A $12 million wire transfer is disputed eighteen months after it cleared. The counterparty claims the AI system that approved the transaction was operating under a policy that should have flagged the beneficiary's jurisdiction. The bank opens an investigation. Here is what they find: the application logs from that period were rotated and archived, but the archive format changed during a platform migration six months ago and the old logs are no longer parseable by the current tooling. The vendor who operated the compliance engine at the time of the transaction has since been replaced by a different vendor, and the previous vendor's data retention policy only guaranteed twelve months of decision records. The AI model that made the approval has been updated three times since the transaction occurred — the weights, the thresholds, and the feature set have all changed — and no snapshot of the model state at the time of the decision was preserved. Screenshots of the approval screen were submitted as evidence, but the counterparty's counsel argues they could have been fabricated using any number of widely available tools. The database that recorded the transaction details was modified during the investigation itself, as part of a routine schema migration that the operations team did not realize would alter timestamp precision on historical records.

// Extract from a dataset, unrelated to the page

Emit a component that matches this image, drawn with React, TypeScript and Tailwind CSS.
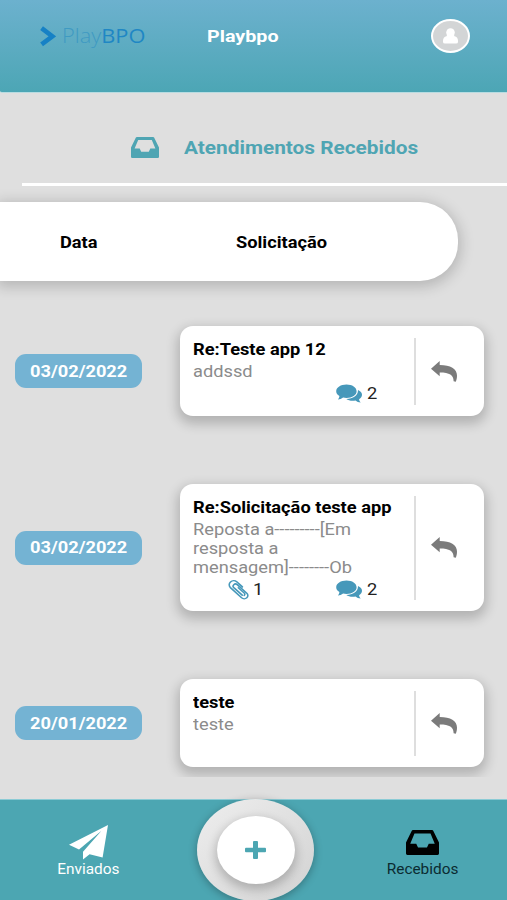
import type { ReactNode } from "react";

type IconProps = { className: string };

function InboxIcon({ className }: IconProps) {
  return (
    <svg className={className} viewBox="0 0 28 21" preserveAspectRatio="none" fill="currentColor">
      <path
        fillRule="evenodd"
        d="M5.9 0H22.1Q22.8 0 23.1 .6L28 10.5V19.8Q28 21 26.8 21H1.2Q0 21 0 19.8V10.5L4.9 .6Q5.2 0 5.9 0ZM7.2 2.9L3.6 11.6H8.7L10.2 14.8H17.8L19.3 11.6H24.4L20.8 2.9Z"
      />
    </svg>
  );
}

function ReplyIcon({ className }: IconProps) {
  return (
    <svg className={className} viewBox="0 0 26 21" preserveAspectRatio="none" fill="currentColor">
      <path d="M0 7.8L8.7 0V3.9C19.5 3.9 26 7.6 26 14.6C26 17 25.6 19 24.8 20.8L22.6 20.2C22.6 14.2 18.6 11.6 8.7 11.6V15.2Z" />
    </svg>
  );
}

function CommentsIcon({ className }: IconProps) {
  return (
    <svg className={className} viewBox="0 0 26 19" preserveAspectRatio="none" fill="currentColor">
      <path d="M10.5 0.5C16.2 0.5 20.6 3.4 20.6 7.3S16.2 14 10.5 14C9.3 14 8.2 13.9 7.1 13.6C5.6 14.8 3.8 15.5 1.8 15.6C2.8 14.6 3.3 13.5 3.4 12C1.4 10.8 0.2 9.1 0.2 7.2C0.2 3.4 4.8 0.5 10.5 0.5Z" />
      <path d="M22 6C24.5 7 26 8.8 26 10.8C26 12.6 24.9 14.2 23.1 15.2C23.2 16.6 23.8 17.5 24.7 18.5C22.6 18.3 20.9 17.6 19.5 16.4C15.8 17.1 12.4 16.4 10.3 14.9C17 14.9 22.2 11.5 22 6Z" />
    </svg>
  );
}

function PaperclipIcon({ className }: IconProps) {
  return (
    <svg
      className={className}
      viewBox="0 0 21 21"
      preserveAspectRatio="none"
      fill="none"
      stroke="currentColor"
      strokeWidth="1.6"
      strokeLinecap="round"
      strokeLinejoin="round"
    >
      <path d="M14.4 7.2L8.8 1.9C7 .4 4.2.5 2.5 2.1S.8 6.3 2.4 8L13.6 18.7C15 20 17.4 20 18.8 18.7S20.2 15.3 18.8 13.9L9.2 4.9C8.2 4 6.7 4 5.8 4.9S4.9 7.1 5.8 8L14.2 15.9" />
      <path d="M16.2 16.2C17.2 15.3 16.9 14.4 16.2 13.7L10.3 8.2" />
    </svg>
  );
}

function PlaneIcon({ className }: IconProps) {
  return (
    <svg className={className} viewBox="0 0 39 35" preserveAspectRatio="none" fill="currentColor">
      <path d="M39 0L0 19.8L10 24.6L32.5 5.8L14 26.7V34.6L20.6 29.2L33.6 32.6Z" />
    </svg>
  );
}

function Wide({ className, children }: { className: string; children: ReactNode }) {
  return <span className={`block whitespace-nowrap ${className}`}>{children}</span>;
}

type Ticket = {
  date: string;
  title: string;
  lines: string[];
  clips?: number;
  comments?: number;
  box: string;
};

const tickets: Ticket[] = [
  { date: "03/02/2022", title: "Re:Teste app 12", lines: ["addssd"], comments: 2, box: "h-[90px]" },
  {
    date: "03/02/2022",
    title: "Re:Solicitação teste app",
    lines: ["Reposta a---------[Em", "resposta a", "mensagem]--------Ob"],
    clips: 1,
    comments: 2,
    box: "h-[127px]",
  },
  { date: "20/01/2022", title: "teste", lines: ["teste"], box: "h-[88px]" },
];

function TicketRow({ t }: { t: Ticket }) {
  return (
    <div className="flex items-center pl-[15px]">
      <div className="flex h-[34px] w-[127px] shrink-0 items-center justify-center rounded-[11px] bg-[#74b3d3] pt-px text-white">
        <Wide className="scale-x-[1.14] text-base font-bold">{t.date}</Wide>
      </div>
      <div className={`ml-[38px] flex w-[304px] shrink-0 items-center rounded-[13px] bg-white shadow-[0_5px_12px_3px_rgba(0,0,0,0.2)] ${t.box}`}>
        <div className="flex h-full w-[234px] flex-col pl-[13px] pt-3">
          <Wide className="h-6 origin-left scale-x-[1.14] text-base font-bold leading-6 text-black">{t.title}</Wide>
          {t.lines.map((line) => (
            <Wide key={line} className="origin-left scale-x-[1.14] text-base leading-[19px] text-[#8b8b8b]">
              {line}
            </Wide>
          ))}
          {t.comments && (
            <div className="flex h-[25px] items-center text-[#4698ba]">
              <div className="flex w-[143px] items-center gap-1 pl-[35px]">
                {t.clips && (
                  <>
                    <PaperclipIcon className="h-5 w-[21px]" />
                    <Wide className="origin-left scale-x-[1.14] text-base text-[#222]">{t.clips}</Wide>
                  </>
                )}
              </div>
              <CommentsIcon className="h-[19px] w-[26px]" />
              <Wide className="ml-[5px] origin-left scale-x-[1.14] text-base text-[#222]">{t.comments}</Wide>
            </div>
          )}
        </div>
        <div className="h-[calc(100%-23px)] w-[2px] bg-[#dedede]" />
        <ReplyIcon className="ml-[15px] h-[21px] w-[26px] text-[#7b7b7b]" />
      </div>
    </div>
  );
}

export default function App() {
  return (
    <div className="flex h-[900px] w-[507px] flex-col overflow-hidden bg-[#dfdfdf] font-['Roboto',sans-serif]">
      <header className="flex h-[93px] shrink-0 items-start rounded-bl-[2px] border-b border-[#b9dce1] bg-linear-to-b from-[#6cb1ce] to-[#4ca6b5]">
        <div className="flex h-[72px] w-full items-center">
          <svg className="ml-10 h-[21px] w-4 shrink-0" viewBox="0 0 16 21" fill="none" stroke="#1681c5" strokeWidth="4.6">
            <path d="M1.6 2.2L12.4 10.3L1.6 18.4" />
          </svg>
          <div className="-mt-px ml-[6px] w-[145px] shrink-0">
            <Wide className="origin-left scale-x-[1.09] font-['Open_Sans',sans-serif] text-xl font-light text-[#3f9ac2]">
              Play<span className="font-normal text-[#1f87c4]">BPO</span>
            </Wide>
          </div>
          <div className="w-[224px] shrink-0 pt-0.5">
            <Wide className="origin-left scale-x-[1.16] text-[17px] font-bold text-white">Playbpo</Wide>
          </div>
          <div className="flex h-[34px] w-[39px] items-center justify-center rounded-[50%] border-2 border-white bg-[#d3d5d6]">
            <svg className="h-4 w-[15px]" viewBox="0 0 15 16" fill="white" preserveAspectRatio="none">
              <ellipse cx="7.5" cy="4.6" rx="4.3" ry="4.4" />
              <path d="M4 7H11L11.5 8.2Q15 9 15 13V14Q15 15.6 13 15.6H2Q0 15.6 0 14V13Q0 9 3.5 8.2Z" />
            </svg>
          </div>
        </div>
      </header>

      <div className="ml-[22px] flex h-[93px] shrink-0 items-center border-b-[3px] border-white pt-[18px]">
        <InboxIcon className="ml-[109px] h-[21px] w-7 text-[#4fa5b3]" />
        <Wide className="ml-[25px] mt-px origin-left scale-x-[1.155] text-lg font-bold text-[#4fa5b3]">
          Atendimentos Recebidos
        </Wide>
      </div>

      <div className="mt-4 flex h-[79px] w-[458px] shrink-0 items-center rounded-r-[38px] bg-white pl-[60px] pt-0.5 text-black shadow-[0_3px_14px_3px_rgba(0,0,0,0.18)]">
        <div className="w-44">
          <Wide className="origin-left scale-x-[1.14] text-base font-bold">Data</Wide>
        </div>
        <Wide className="origin-left scale-x-[1.14] text-base font-bold">Solicitação</Wide>
      </div>

      <main className="mt-[5px] flex h-[491px] shrink-0 flex-col gap-[68px] overflow-hidden pt-10">
        {tickets.map((t, i) => (
          <TicketRow key={i} t={t} />
        ))}
      </main>

      <nav className="mt-[22px] flex h-[102px] shrink-0 items-start border-t border-[#8bcbd5] bg-[#4ca6b2]">
        <div className="flex w-[197px] flex-col items-center pr-5 pt-[25px] text-white">
          <PlaneIcon className="h-[35px] w-[39px]" />
          <Wide className="scale-x-[1.1] text-sm leading-[18px]">Enviados</Wide>
        </div>
        <div className="-mt-px flex h-[102px] w-[117px] items-center justify-center rounded-[50%] bg-linear-to-br from-[#eeeeee] to-[#d2d2d2] shadow-[0_2px_8px_rgba(0,0,0,0.3)]">
          <div className="flex h-[68px] w-[78px] items-center justify-center rounded-[50%] bg-white shadow-[0_4px_10px_2px_rgba(0,0,0,0.2)]">
            <svg className="h-[18px] w-[21px]" viewBox="0 0 21 18" fill="#4ca6b2">
              <rect x="0" y="6.7" width="21" height="4.6" rx="1" />
              <rect x="8" y="0" width="5" height="18" rx="1" />
            </svg>
          </div>
        </div>
        <div className="flex flex-1 flex-col items-center pl-6 pt-[30px] text-black">
          <InboxIcon className="h-[25px] w-[33px]" />
          <Wide className="mt-[5px] scale-x-[1.1] text-sm leading-[18px] text-[#0b2b31]">Recebidos</Wide>
        </div>
      </nav>
    </div>
  );
}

The institution cannot prove what the AI saw. It cannot prove why the decision occurred. It cannot prove whether the record changed. It cannot prove what policy was in effect. It cannot prove who authorized the policy. It cannot prove that the model running at the time of the decision is the same model running today. Eighteen months of normal operations — no breach, no intrusion, no malware — and the institution has no evidence. Not because the evidence was destroyed. Because evidence was never created in the first place.

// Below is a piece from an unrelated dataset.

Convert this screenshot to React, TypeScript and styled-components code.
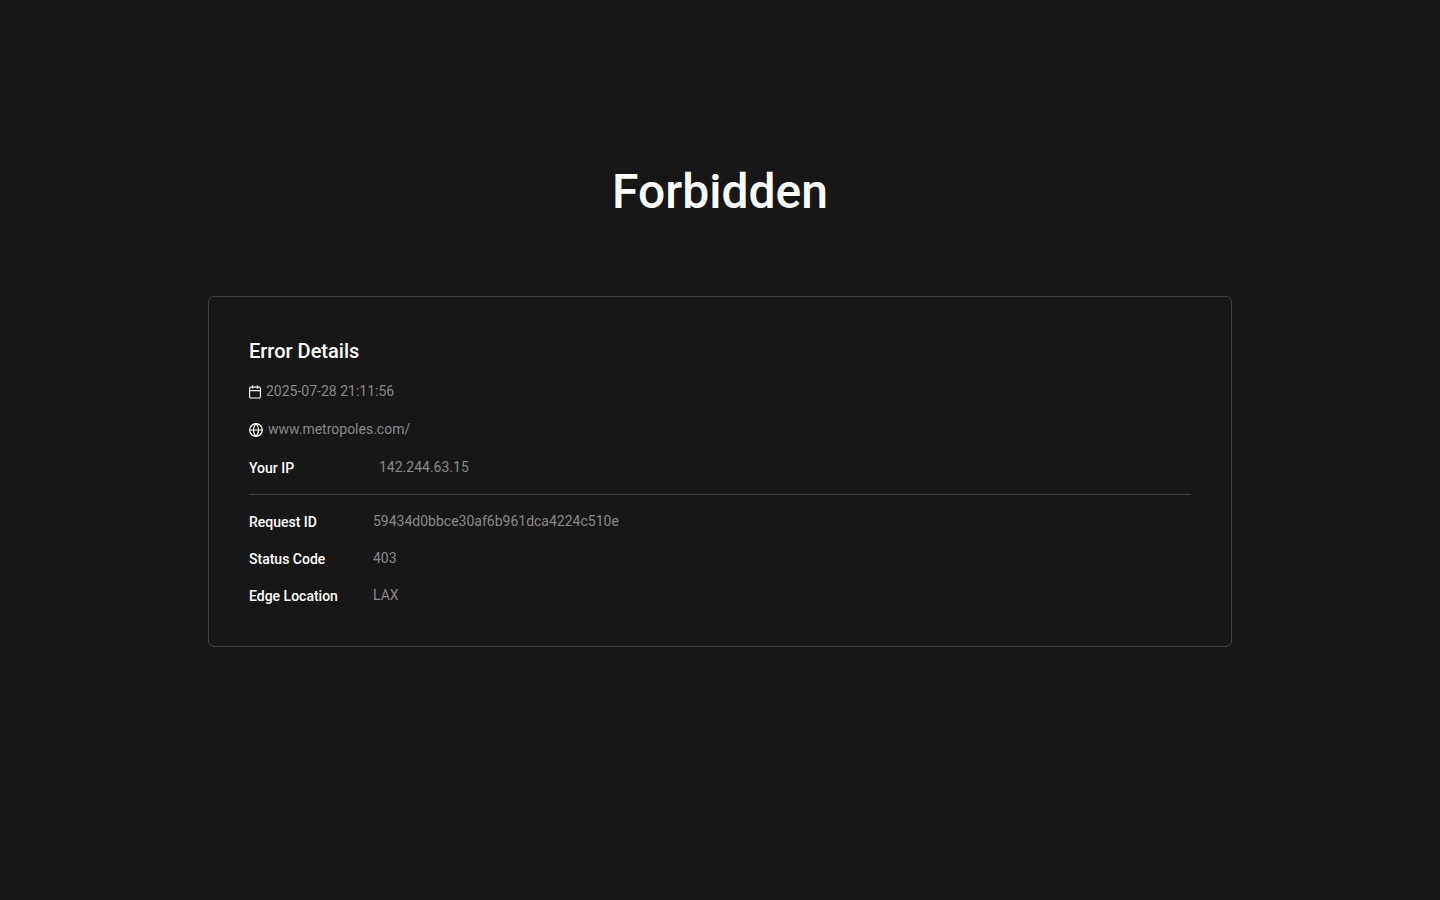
import React from 'react';
import styled, { createGlobalStyle } from 'styled-components';

const GlobalStyle = createGlobalStyle`
  *, *::before, *::after { box-sizing: border-box; }
  body {
    margin: 0;
    background: #171717;
    color: #fff;
    font-family: Roboto, "Liberation Sans", sans-serif;
    font-size: 14px;
    line-height: 21px;
  }
`;

const Main = styled.main`
  max-width: 1072px;
  margin: 0 auto;
  padding: 156px 24px 48px;
`;

const Title = styled.h1`
  margin: 0 0 68px;
  font-size: 48px;
  font-weight: 500;
  line-height: 72px;
  text-align: center;
`;

const Card = styled.section`
  padding: 40px;
  border: 1px solid #404040;
  border-radius: 6px;
`;

const CardTitle = styled.h2`
  margin: 0 0 16px;
  font-size: 20px;
  font-weight: 500;
  line-height: 28px;
`;

const IconRow = styled.p`
  display: flex;
  align-items: center;
  gap: 5px;
  margin: 0 0 17px;
  color: #888;
`;

const Icon = styled.svg`
  flex: none;
  fill: none;
  stroke: #fff;
  stroke-linecap: round;
  stroke-linejoin: round;
`;

const Details = styled.dl`
  display: grid;
  gap: 16px;
  margin: 0;
`;

const Divider = styled.hr`
  height: 1px;
  margin: 16px 0;
  border: 0;
  background: #404040;
`;

const Detail = styled.div<{ $gap?: number }>`
  display: grid;
  grid-template-columns: 124px 1fr;
  column-gap: ${({ $gap = 0 }) => $gap}px;
`;

const Term = styled.dt`
  padding-top: 1px;
  font-weight: 500;
  line-height: 20px;
`;

const Value = styled.dd`
  margin: 0;
  color: #888;
  line-height: 20px;
`;

const details = [
  { term: 'Request ID', value: '59434d0bbce30af6b961dca4224c510e' },
  { term: 'Status Code', value: '403' },
  { term: 'Edge Location', value: 'LAX' },
];

const CalendarIcon = () => (
  <Icon width="12" height="14" viewBox="0 0 12 14" strokeWidth="1.1" aria-hidden="true">
    <rect x="0.6" y="2.1" width="10.8" height="10.9" rx="1.2" />
    <path d="M3.6 0.8v2.5M8.4 0.8v2.5M0.6 5.6h10.8" />
  </Icon>
);

const GlobeIcon = () => (
  <Icon width="14" height="14" viewBox="0 0 14 14" strokeWidth="1.2" aria-hidden="true">
    <circle cx="7" cy="7" r="6.3" />
    <path d="M0.7 7h12.6M7 0.7c1.7 1.7 2.6 3.9 2.6 6.300S8.700 11.600 7 13.300C5.300 11.600 4.400 9.400 4.400 7S5.300 2.400 7 0.700z" />
  </Icon>
);

export default function App() {
  return (
    <>
      <GlobalStyle />
      <Main>
        <Title>Forbidden</Title>
        <Card>
          <CardTitle>Error Details</CardTitle>
          <IconRow>
            <CalendarIcon />
            <time dateTime="2025-07-28T21:11:56">2025-07-28 21:11:56</time>
          </IconRow>
          <IconRow>
            <GlobeIcon />
            <span>www.metropoles.com/</span>
          </IconRow>
          <Details>
            <Detail $gap={6}>
              <Term>Your IP</Term>
              <Value>142.244.63.15</Value>
            </Detail>
          </Details>
          <Divider />
          <Details>
            {details.map(({ term, value }) => (
              <Detail key={term}>
                <Term>{term}</Term>
                <Value>{value}</Value>
              </Detail>
            ))}
          </Details>
        </Card>
      </Main>
    </>
  );
}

This is not a security failure. It is a continuity failure. The system worked perfectly while everything was normal. Every component performed its function. The compliance engine evaluated policies. The AI model scored transactions. The database recorded results. The logs captured events. But the moment someone asks the foundational question — what actually happened? — the entire evidence infrastructure collapses. Each system recorded its own account of itself. Each account is stored in a format controlled by the system that created it, on infrastructure managed by the vendor that operated it, under retention policies that may or may not still apply. None of these records are independently verifiable. None are tamper-evident. None can prove that the record you are reading today is the same record that existed at the time of the event.

Logs are notes — a system's own account of itself. They are not evidence.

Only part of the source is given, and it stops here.